NEW YORK, April 17 (Reuters) - J.C. Penney Co Inc's (JCP.N) shares are up 36 percent so far in 2009, with most of the gain coming after it surprised Wall Street and investors with a smaller-than-expected drop in March same-store sales.


Women's Polos at J.C. Penney

Still, the U.S. department store chain is no stranger to the deep cutbacks in consumer spending that have hurt retailers during this recession.

In 2008, Penney saw sales drop 6.9 percent, while its $2.57 per-share profit was nearly half what it earned a year earlier. Its shares fell roughly 55 percent in 2008.

The Plano, Texas-based retailer has stressed that unique brands and attractive prices are key in convincing shoppers to spend in its stores. To that end, it has exclusive clothing lines such as Fabulosity by Kimora Lee Simmons and nicole by Nicole Miller, as well as private brands such as American Living from Polo Ralph Lauren Corp (RL.N).

The efforts could be paying off. Penney now expects a smaller per-share loss of 5 cents to 10 cents for the first quarter, including a pension expense. It gave that forecast earlier this month when it said March same-store sales declined a less-than-expected 7.2 percent.

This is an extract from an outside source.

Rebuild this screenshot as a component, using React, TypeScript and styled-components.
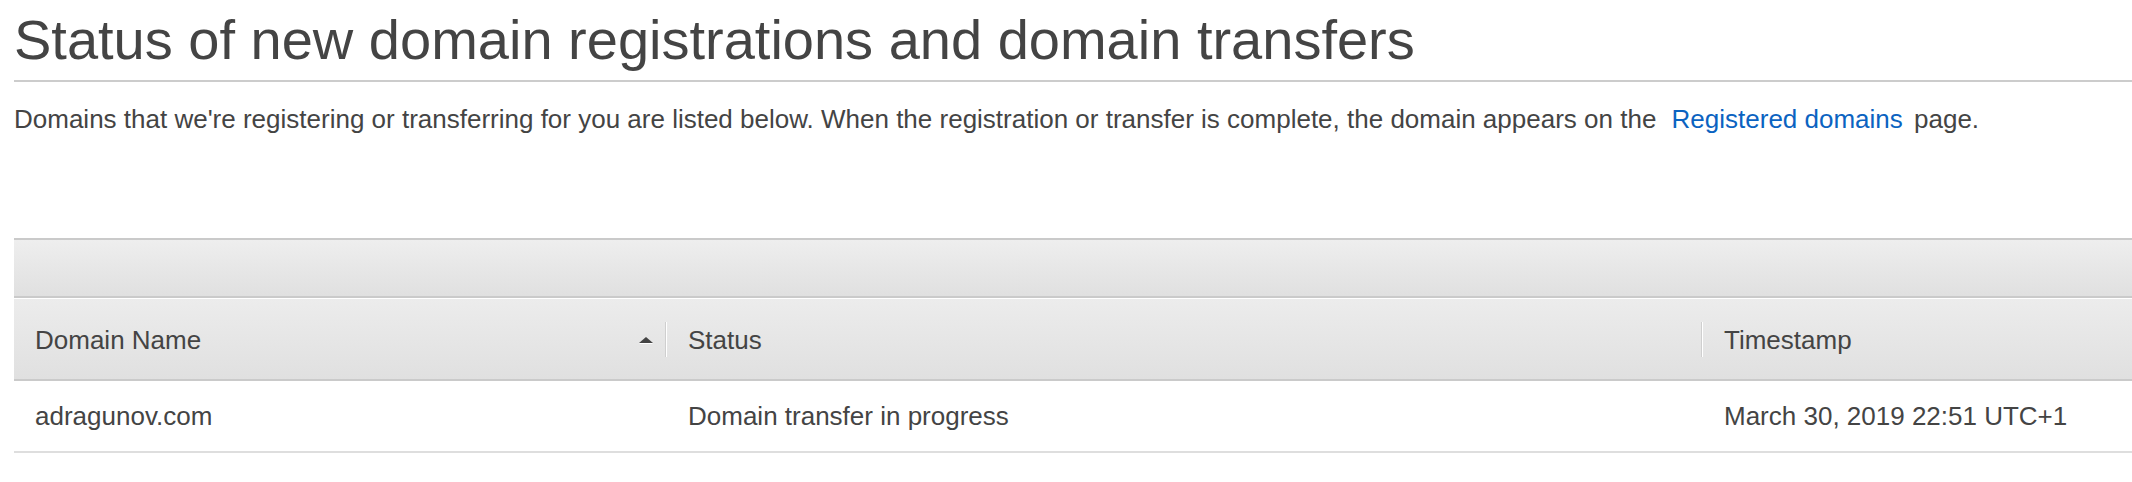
import React from "react";
import styled, { createGlobalStyle } from "styled-components";

const GlobalStyle = createGlobalStyle`
  html, body {
    margin: 0;
    padding: 0;
    background: #fff;
  }
  body {
    font-family: "Liberation Sans", Arial, Helvetica, sans-serif;
    color: #444;
  }
`;

const Page = styled.div`
  padding: 8px 0 0 14px;
`;

const Title = styled.h1`
  margin: 0;
  padding-bottom: 8px;
  font-size: 56px;
  line-height: 64px;
  font-weight: 400;
  color: #444;
  border-bottom: 2px solid #ccc;
`;

const Intro = styled.p`
  margin: 22px 0 0;
  font-size: 26px;
  line-height: 30px;
  color: #444;
`;

const Link = styled.a`
  color: #0b63c1;
  text-decoration: none;
  margin: 0 4px 0 8px;
`;

const Table = styled.div`
  margin-top: 104px;
`;

const Toolbar = styled.div`
  height: 56px;
  border-top: 2px solid #cacaca;
  border-bottom: 2px solid #cacaca;
  background: linear-gradient(#eeeeee, #e0e0e0);
`;

const columns = "651px 1036px 1fr";

const HeadRow = styled.div`
  display: grid;
  grid-template-columns: ${columns};
  height: 80px;
  margin-top: 1px;
  border-bottom: 2px solid #cacaca;
  background: linear-gradient(#ececec, #e0e0e0);
`;

const HeadCell = styled.div<{ $divider?: boolean }>`
  display: flex;
  align-items: center;
  position: relative;
  padding: 3px 12px 0 ${(p) => (p.$divider ? "23px" : "21px")};
  font-size: 26px;
  color: #444;
  &::before {
    content: "";
    display: ${(p) => (p.$divider ? "block" : "none")};
    position: absolute;
    left: 0;
    top: 23px;
    width: 1px;
    height: 35px;
    background: #cfcfcf;
    box-shadow: 1px 0 0 #fff;
  }
`;

const Label = styled.span`
  flex: 1;
`;

const SortArrow = styled.span`
  width: 0;
  height: 0;
  margin-bottom: 2px;
  border-left: 7px solid transparent;
  border-right: 7px solid transparent;
  border-bottom: 6px solid #444;
  filter: drop-shadow(0 1px 0 #fff);
`;

const Row = styled.div`
  display: grid;
  grid-template-columns: ${columns};
  height: 70px;
  border-bottom: 2px solid #dedede;
`;

const Cell = styled.div<{ $indent: number }>`
  display: flex;
  align-items: center;
  padding-left: ${(p) => p.$indent}px;
  font-size: 26px;
  color: #444;
`;

export default function App() {
  return (
    <>
      <GlobalStyle />
      <Page>
        <Title>Status of new domain registrations and domain transfers</Title>
        <Intro>
          Domains that we're registering or transferring for you are listed below. When the
          registration or transfer is complete, the domain appears on the
          <Link href="#"> Registered domains </Link>
          page.
        </Intro>
        <Table>
          <Toolbar />
          <HeadRow>
            <HeadCell>
              <Label>Domain Name</Label>
              <SortArrow />
            </HeadCell>
            <HeadCell $divider>
              <Label>Status</Label>
            </HeadCell>
            <HeadCell $divider>
              <Label>Timestamp</Label>
            </HeadCell>
          </HeadRow>
          <Row>
            <Cell $indent={21}>adragunov.com</Cell>
            <Cell $indent={23}>Domain transfer in progress</Cell>
            <Cell $indent={23}>March 30, 2019 22:51 UTC+1</Cell>
          </Row>
        </Table>
      </Page>
    </>
  );
}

But Standard & Poor's cut its ratings on Penney to junk territory on Thursday, citing concerns about the economy's impact on department stores.

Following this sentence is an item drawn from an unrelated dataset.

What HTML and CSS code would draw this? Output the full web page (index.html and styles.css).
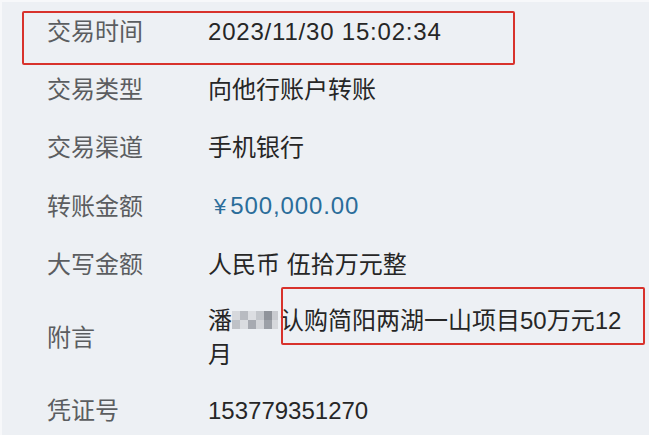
FILE: index.html
```html
<!DOCTYPE html>
<html lang="zh-CN">
<head>
    <meta charset="UTF-8">
    <meta name="viewport" content="width=device-width, initial-scale=1.0">
    <title>交易详情</title>
    <link rel="stylesheet" href="styles.css">
</head>
<body>
    <div class="detail">
        <div class="row">
            <span class="label">交易时间</span>
            <span class="value time">2023/11/30 15:02:34</span>
        </div>
        <div class="row">
            <span class="label">交易类型</span>
            <span class="value">向他行账户转账</span>
        </div>
        <div class="row">
            <span class="label">交易渠道</span>
            <span class="value">手机银行</span>
        </div>
        <div class="row">
            <span class="label">转账金额</span>
            <span class="value amount"><span class="yen">¥</span>500,000.00</span>
        </div>
        <div class="row">
            <span class="label">大写金额</span>
            <span class="value">人民币 伍拾万元整</span>
        </div>
        <div class="row row-note">
            <span class="label">附言</span>
            <span class="value">潘<svg class="mosaic" width="46" height="26" viewBox="0 0 46 26">
                <rect x="0" y="4" width="8" height="9" fill="#d6d8dc"/>
                <rect x="8" y="4" width="8" height="9" fill="#b8bbc1"/>
                <rect x="16" y="4" width="8" height="9" fill="#dcdee2"/>
                <rect x="24" y="4" width="8" height="9" fill="#c3c6cb"/>
                <rect x="32" y="4" width="8" height="9" fill="#8f939a"/>
                <rect x="40" y="4" width="6" height="9" fill="#c9cbd0"/>
                <rect x="0" y="13" width="8" height="9" fill="#bfc2c7"/>
                <rect x="8" y="13" width="8" height="9" fill="#dadce0"/>
                <rect x="16" y="13" width="8" height="9" fill="#a7aab1"/>
                <rect x="24" y="13" width="8" height="9" fill="#d3d5d9"/>
                <rect x="32" y="13" width="8" height="9" fill="#9ca0a7"/>
                <rect x="40" y="13" width="6" height="9" fill="#d6d8dc"/>
            </svg>认购简阳两湖一山项目50万元12月</span>
        </div>
        <div class="row">
            <span class="label">凭证号</span>
            <span class="value">153779351270</span>
        </div>
    </div>

    <div class="mark mark-time"></div>
    <div class="mark mark-note"></div>
</body>
</html>
```

FILE: styles.css
```css
* {
    margin: 0;
    padding: 0;
    box-sizing: border-box;
}

body {
    font-family: "Liberation Sans", "Noto Sans CJK SC", sans-serif;
    background: #edf0f4;
    color: #262626;
    width: 649px;
    height: 435px;
    overflow: hidden;
    position: relative;
    border-left: 2px solid #f7f8fa;
    border-top: 2px solid #f7f8fa;
}

.detail {
    padding-top: 1px;
}

.row {
    display: grid;
    grid-template-columns: 161px 1fr;
    align-items: center;
    padding: 12px 10px 12px 45px;
    font-size: 24px;
    line-height: 34px;
}

.row-note {
    padding-top: 10px;
    padding-bottom: 10px;
}

.label {
    color: #5b5d60;
}

.value {
    color: #262626;
}

.time {
    letter-spacing: 0.8px;
}

.amount {
    color: #2b6d9a;
    letter-spacing: 0.9px;
}

.yen {
    display: inline-block;
    margin-left: 6px;
    margin-right: 3px;
    font-size: 22px;
}

.mosaic {
    vertical-align: -4px;
    margin-right: 2px;
}

/* red highlight frames drawn over the record */
.mark {
    position: absolute;
    border: 2px solid #d8322c;
    border-radius: 2px;
}

.mark-time {
    left: 20px;
    top: 9px;
    width: 493px;
    height: 54px;
}

.mark-note {
    left: 279px;
    top: 285px;
    width: 364px;
    height: 58px;
}
```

Ahead of its annual analyst meeting on April 22, a looming question remains: Has Penney struck a positive note with Wall Street and shareholders? Or are its efforts falling flat?

CONFIDENCE IN PENNEY

Tony DeSpirito, a portfolio manager for Pzena Investment Management in New York, considers Penney one of the long term winners in the sector. Pzena owns around 16.3 million Penney shares and had $8.6 billion of assets under management as of March 31.

DeSpirito said Penney's push to have exclusive and private brands, possibly lower capital expenditures and its chance to capture market share were encouraging factors.

"That's being masked by the fact that we are in the middle of a really rough economic cycle," DeSpirito said. "All retailers are struggling in this environment, but I think here is a company that is poised to gain share throughout that downturn and maybe even come out stronger because you have a chain like Mervyn's, for example, go away."

Earlier this week, S&P analyst Jason Asaeda raised his rating on Penney to "hold" from "sell," citing its March sales as one of the main drivers of his revision.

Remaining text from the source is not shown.